Religion seems to me the massive elephant in the room of well-being policy. Well-being policy practitioners sometimes seem to me like people who have had their cultural memories wiped, so that they need to re-discover the basics of human flourishing from scratch. ‘We’ve discovered volunteering is good for well-being! So is collective singing. So is a sense of meaning and purpose. So is gratitude. So are higher states of consciousness. So is neighbourliness, reciprocity and mutuality. So is self-control coupled with an acceptance of the limit of one’s control over the universe. So is faith in the future.’

Well…yeah. All of which we used to get from religion, before we trashed it and turned to psychologists for guidance.

How do we spread the wisdom of religious traditions in a multicultural and increasingly secular society? To me, the key word is wisdom. Wisdom gives us the ability to appreciate the insights and practices of multiple religious faiths, to have respect for those faiths and to learn from them, while also finding our home in a particular tradition.

We need to learn not just the techniques of ancient wisdom traditions (meditation, gratitude, self-control etc) but also to create the space to discuss the different moral ends or goals which those traditions promote – nirvana, union with God, happiness, inner peace, Aristotelian flourishing etc. These different ends should be discussed rather than forced upon people. Socratic discussion is a way to include these moral ends / values without imposing them on people.

At the heart of most of the ancient wisdom traditions is an optimism that humans can use our reason to take care of our souls and our societies, combined with an acceptance that our reason is bounded, and that flourishing emerges best through habits and shared practices. These wisdom traditions are therefore opposed to a more biomechanical model of humanity, which sees negative emotions as chemical imbalances to be corrected with medication.

We need universities to take wisdom seriously, but I actually think we need a new sort of research institute – closer to the Esalen model – which combines intellectual and experimental research with practice. Sort of a think-tank / monastery. As Alasdair MacIntyre says at the end of After Virtue: ‘We are waiting not for a Godot, but for another—doubtless very different—St. Benedict.”

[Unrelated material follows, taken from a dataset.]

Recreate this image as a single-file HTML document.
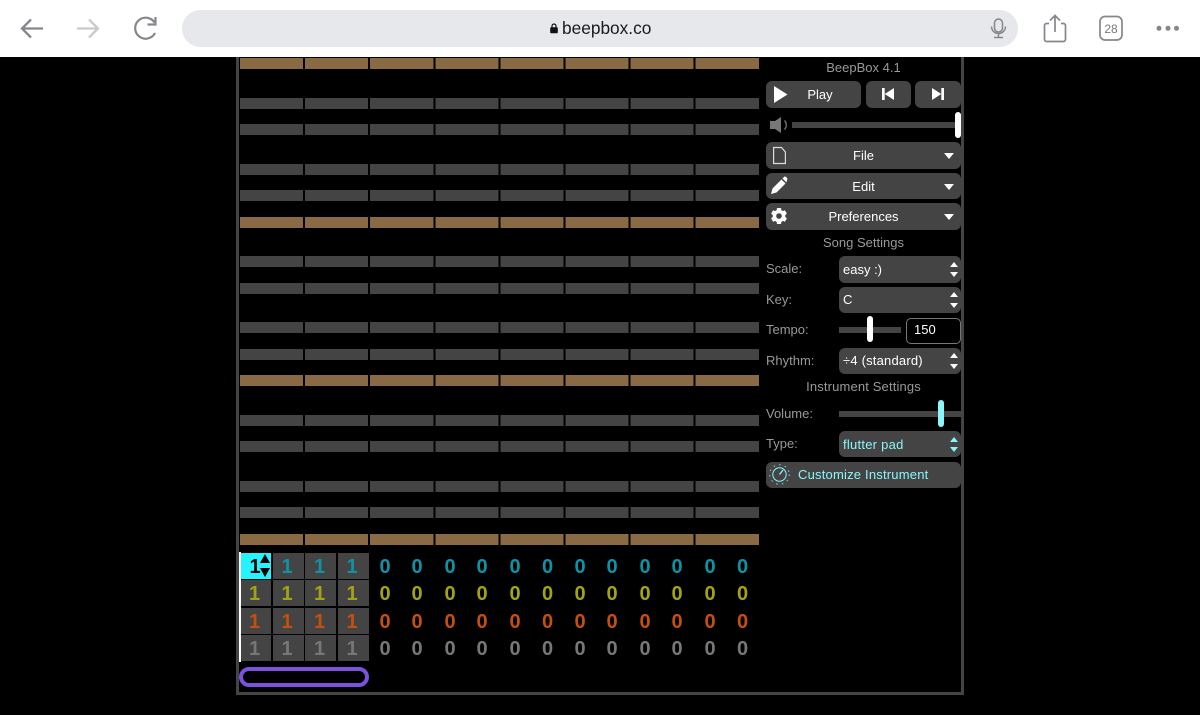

Well, those are some areas of possible research. A lot to be getting on with! But this is an important movement, and the UK is blessed with some pioneering thinkers and practitioners in this field, not just in economics and psychology, but also in the arts, technology, philosophy and faith.

PS I forgot to mention mental health in the military services. But that’s obviously another potential area for interventions to promote resilience.